As regards the logistics sector in Zone 1 of the Coega IDZ, a Customs Control Area (CCA) has become an attractive zone and proposition for the logistics industry, enabling these companies access to incentives, such as customs duty and VAT incentives. To this end, the CDC has five CCA zone operations and secured no less than six (6) qualifying logistics companies within the zone.
With 16 years’ experience in economic and industrial development of the 11500ha of the Coega IDZ, and tough economic environment, the organisation has had to diversify its offering.
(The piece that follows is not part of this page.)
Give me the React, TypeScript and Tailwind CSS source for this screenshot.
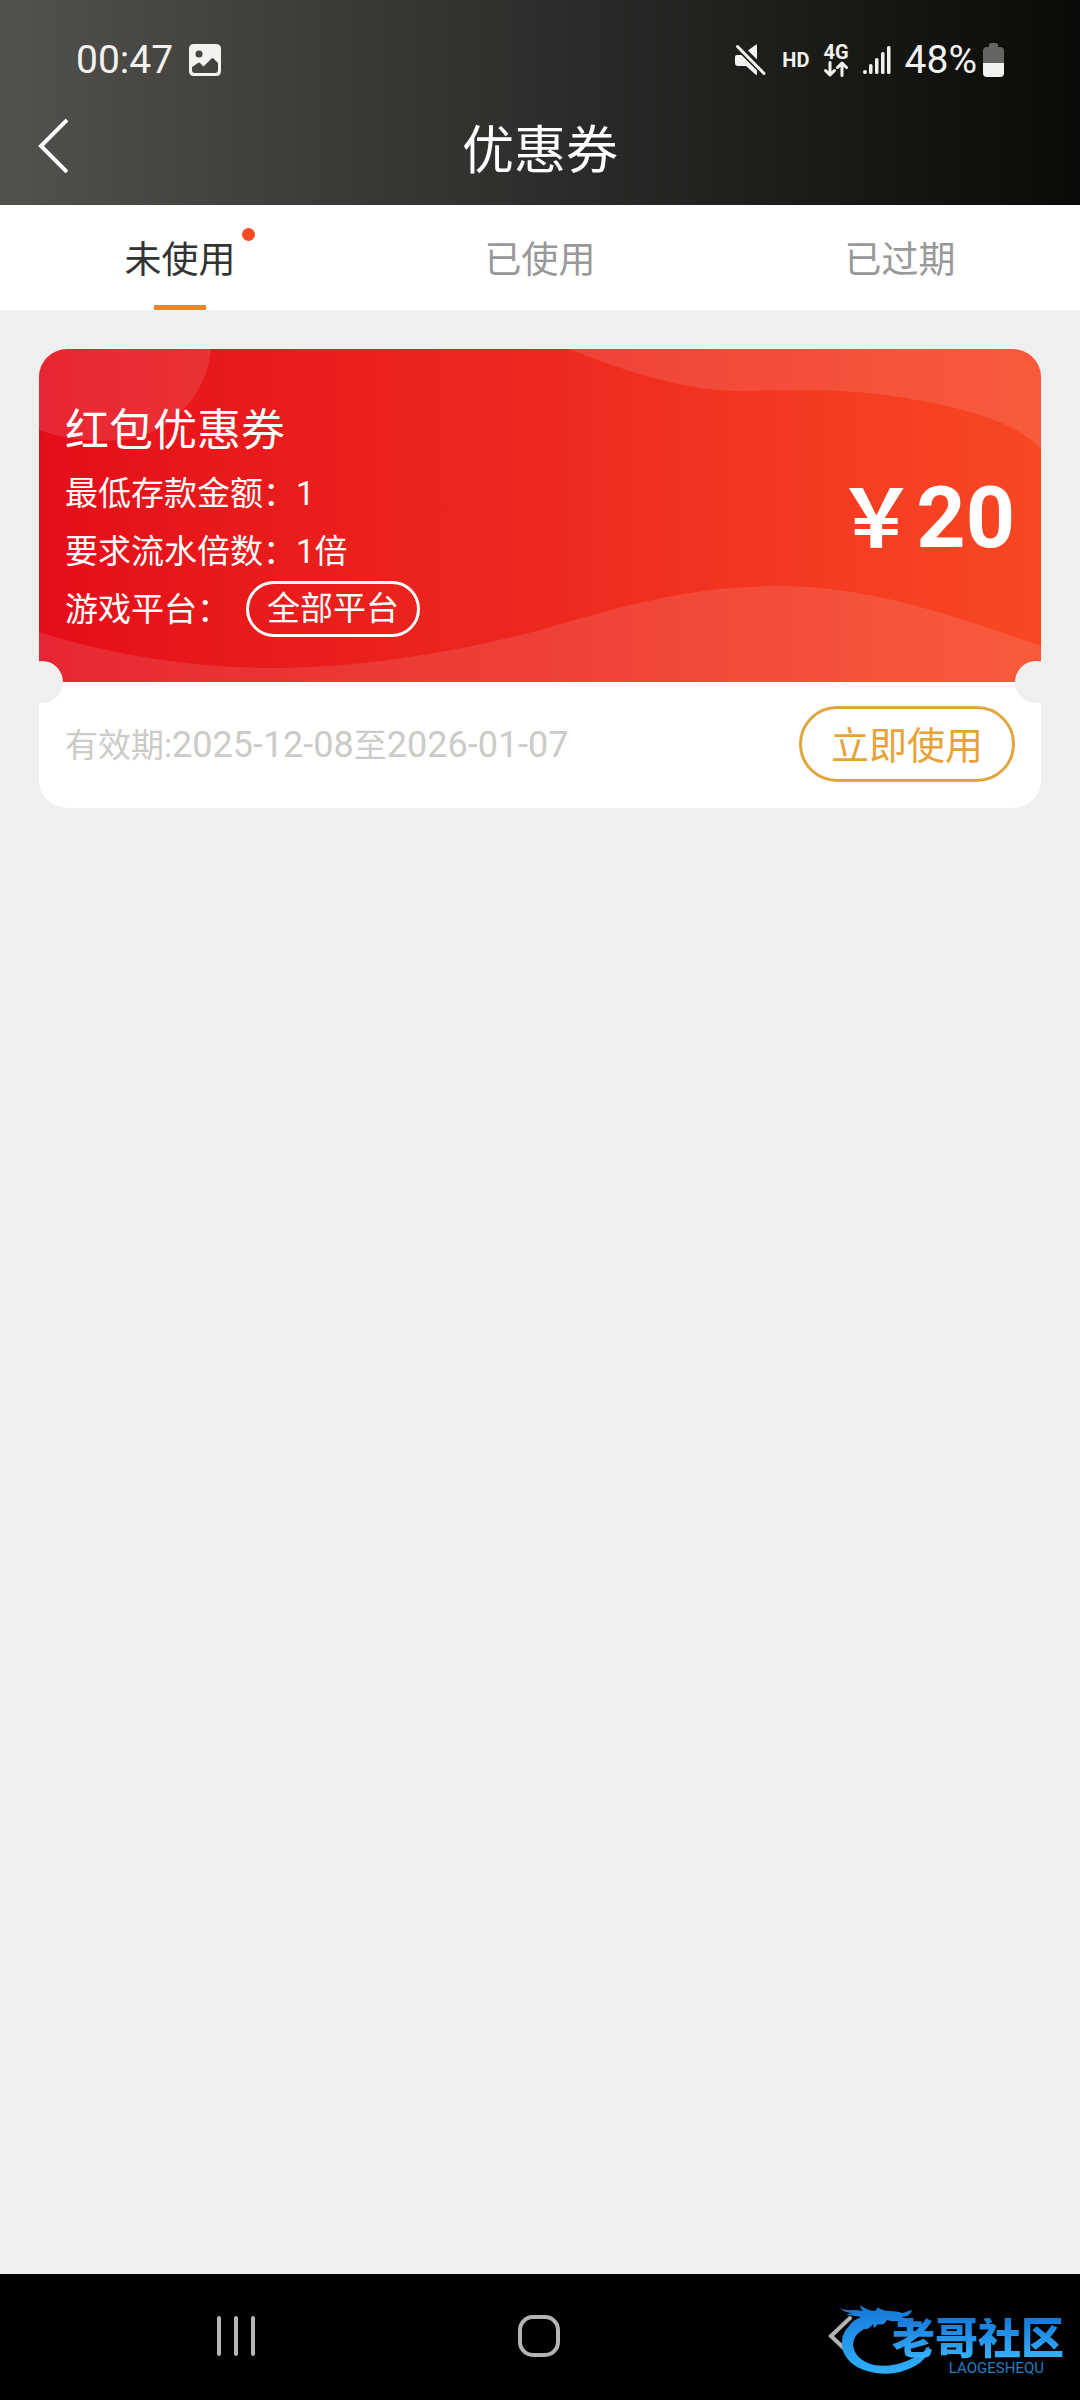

Government departments requiring assistance with infrastructure development in the country have benefited from the organisation’s expertise in infrastructure development and project management.
Therefore, as an enabler of economic development, the CDC has been implementing infrastructure programmes for government departments; providing expertise, resources, and project management solutions in the fast and efficient delivery of mega infrastructure projects in South Africa, through the implementation of ISO certified efficient and effective supply chain management systems and processes, ICT governance, and matured project methodology and reporting that delivers customer and shareholder value.
Some of our clients include the Department of Human Settlements, Department of Education, Department of Basic Education, Department of Health, National Department of Public Works, Department of Social Development, Department of Cooperative Governance and Traditional Affairs.
Therefore, the appointment of Pepi Silinga to the new Premier’s Economic Advisory 14 (fourteen) member Panel would indeed be a worthy addition to the Gauteng Provincial Government on the roll out of social and economic infrastructure projects planned for the next two years. We have no doubt he will utilize his skills on the economic and infrastructure development with rigor and the required discipline of execution.